Abstract

Non-evaporated liquid fuel films are the main cause of soot formation in gasoline direct-injection engines. In this study, a UV–vis absorption technique was developed to image the fuel-film thickness after direct injection in a heated constant-flow experiment. A six-hole GDI injector sprayed fuel at 100 bar onto a transparent plate 30 mm from the nozzle. The fuel consisted of a mixture of 30% toluene / 70% isooctane (boiling points 383 and 372 K, respectively). The gas and wall temperature were 376 and 352 K, respectively, and the gas pressure 1 bar. The evaporated part of the fuel was ignited, and the ensuing combustion next to the evaporating fuel film led to soot formation. Transmission of diffused backlighting from pulsed LED illumination was imaged on an intensified high-speed CMOS camera. The UV absorbance of liquid toluene was targeted with an LED at 265 nm. However, at this wavelength, absorption by toluene vapor, scattering by the liquid, extinction by soot and soot precursors, and soot incandescence all interfere with the liquid-fuel absorbance.
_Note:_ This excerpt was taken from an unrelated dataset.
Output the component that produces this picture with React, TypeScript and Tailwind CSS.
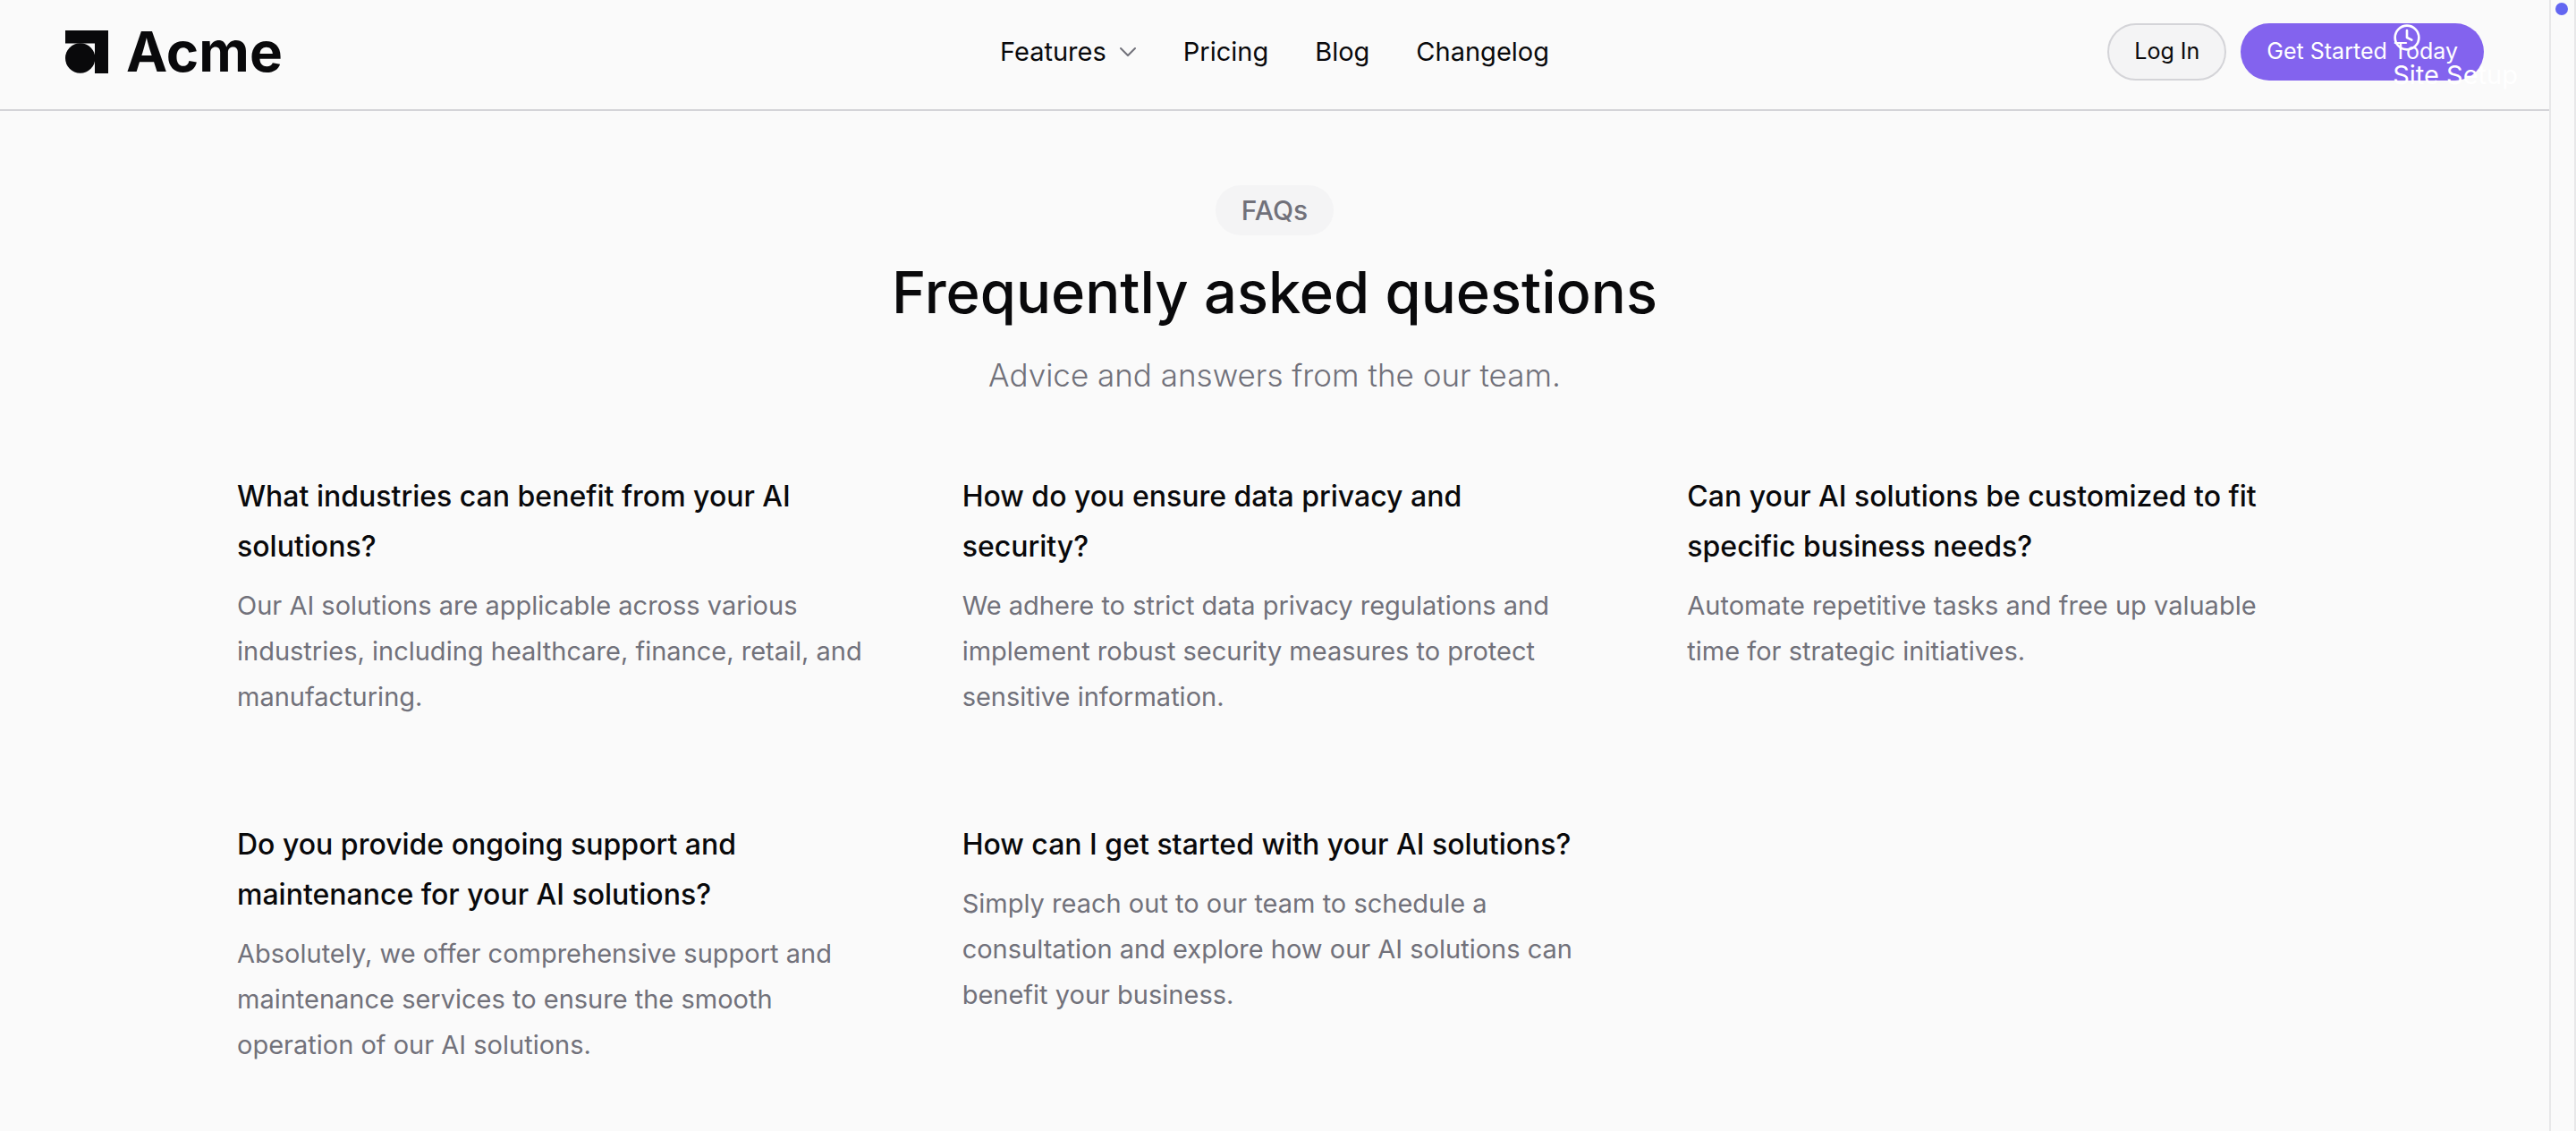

To estimate the contributions of scattering and soot extinction, LEDs at 310, 365, and 520 nm were added to the beam path and pulsed to coincide with consecutive frames on the high-speed camera at a frame rate of 32 kHz. A dark frame was acquired to account for soot incandescence, such that the repetition rate of the resulting 5-image sequence was 6.4 kHz. Absorption by toluene vapor was estimated with a morphological image processing developed in a previous work to separate the diffuse, moving vapor cloud from the sharp, stationary features of the fuel film. The multi-spectral approach permitted obtaining spatio-temporally resolved fuel-film thickness measurements and additional information on the soot.